2. Take Vocal Dynamics Seriously
Every singer has patterns. Some push harder in the chorus, some pull back on harmonies, some get breathy in quiet moments. Christmas adds even more layers because many carols have wide dynamic swings. During rehearsal, take notes such as, verse two, harmony pulls back, give support, bridge, lead gets loud, watch threshold, ending, mic position drifts, adjust. Then use these notes to see if this happens consistently, and adjust the cue list based on regular nuances to the mix.
Do not just mix the song, mix to serve the singer. When you learn a vocalist’s tendencies before Sunday, you are not chasing volume changes, you are anticipating them. This technique is just as true for instrumentalists as it is for vocalists.
3. Address Unique Instrumentation
Christmas often brings special elements, strings, brass, kids’ choir mics, guest musicians, or volunteers who only play once a year. Rehearsal is the place to build your plan. Check mic technique for acoustic instruments, note where volume becomes overwhelming, identify tones that need shaping, and decide what can be fixed with a knob and what requires a conversation. Some issues are technical, others are relational. Rehearsal helps you know the difference.
Lastly, taking the time to simply let the band play for 30 minutes prior to actual rehearsal allows the audio engineer to get things dialed in without disrupting the musical rehearsal.
Watch how musicians and worship leaders move on stage to refine lighting cues.
Photo by Blue Ox Studio.
4. Lighting, Rehearse for Movement
Lighting problems rarely start on Sunday. They usually begin in rehearsal when no one watches how people actually move on stage. During rehearsal, look for vocalists drifting out of key light, worship leaders stepping forward in big moments, shadows on faces during Scripture readings, props or music stands blocking beams, and color choices that feel harsh or disconnected. If needed, mark positions with tape, adjust angles, or revise cues based on real movement. Lighting should support the moment, not fight against it. If the worship leader always steps forward during the bridge, adjust lighting that follows them instead of trying to force them into a specific spot.
Test images on LED walls and projectors, and adjust the stage lighting to maintain consistent skin tones on video.
5. Livestream and Video
If you livestream, rehearsal becomes essential. Christmas services often have families watching from out of town and guests exploring your church for the first time. Check camera movement to ensure operators can move freely without being seen. Identify blocked sightlines. Confirm that tripods, cables, and roaming cameras do not appear in other shots.
Practice camera movement and angles to avoid blocked sightlines or unwanted distractions.
For the broadcast image, match white balance across cameras, set exposure for both candlelight and bright carols, watch how LED walls affect skin tones, and practice key shots such as the sermon, solos, candle moments, and kids’ songs. The online audience only sees what your cameras show them. Rehearsal helps you create an experience that feels warm, pastoral, and clear.

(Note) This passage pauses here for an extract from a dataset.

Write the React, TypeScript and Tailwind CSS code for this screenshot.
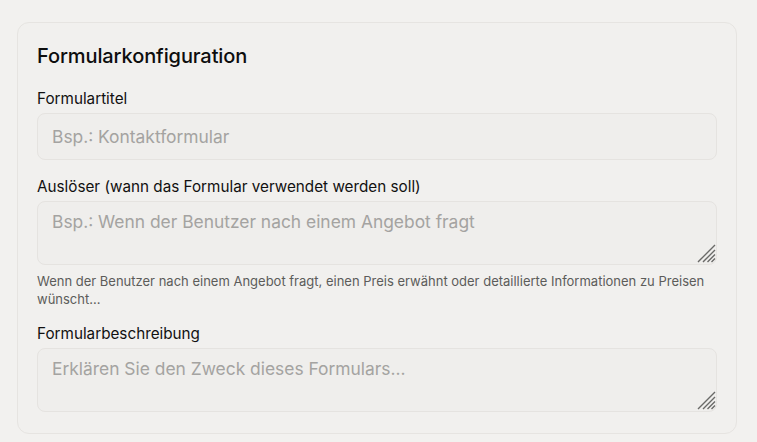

6. Build a Consistent Rehearsal Rhythm
A team without a plan creates stress. A booth with a rhythm creates peace. Design your run through to include a gain check, notes on dynamics and transitions, lighting adjustments, camera framing and movement, and a full service mock run even if it is rough. When the tech team rehearses with the same intention as the band, everything feels more stable, the mix, the lighting, the video, and the confidence of each volunteer.
Treat the livestream like a service within a service—every detail matters.
A thoughtful rehearsal gives the congregation something they may never notice, but they always feel. The mix sits naturally. The lighting follows the moment. The livestream feels pastoral and clear. The worship team feels supported instead of carried. Rehearsal is not simply for the band. It is preparation for the entire environment of worship. Excellence starts long before the countdown begins. It begins when the tech booth approaches rehearsal with purpose, care, and a ministry focused mindset.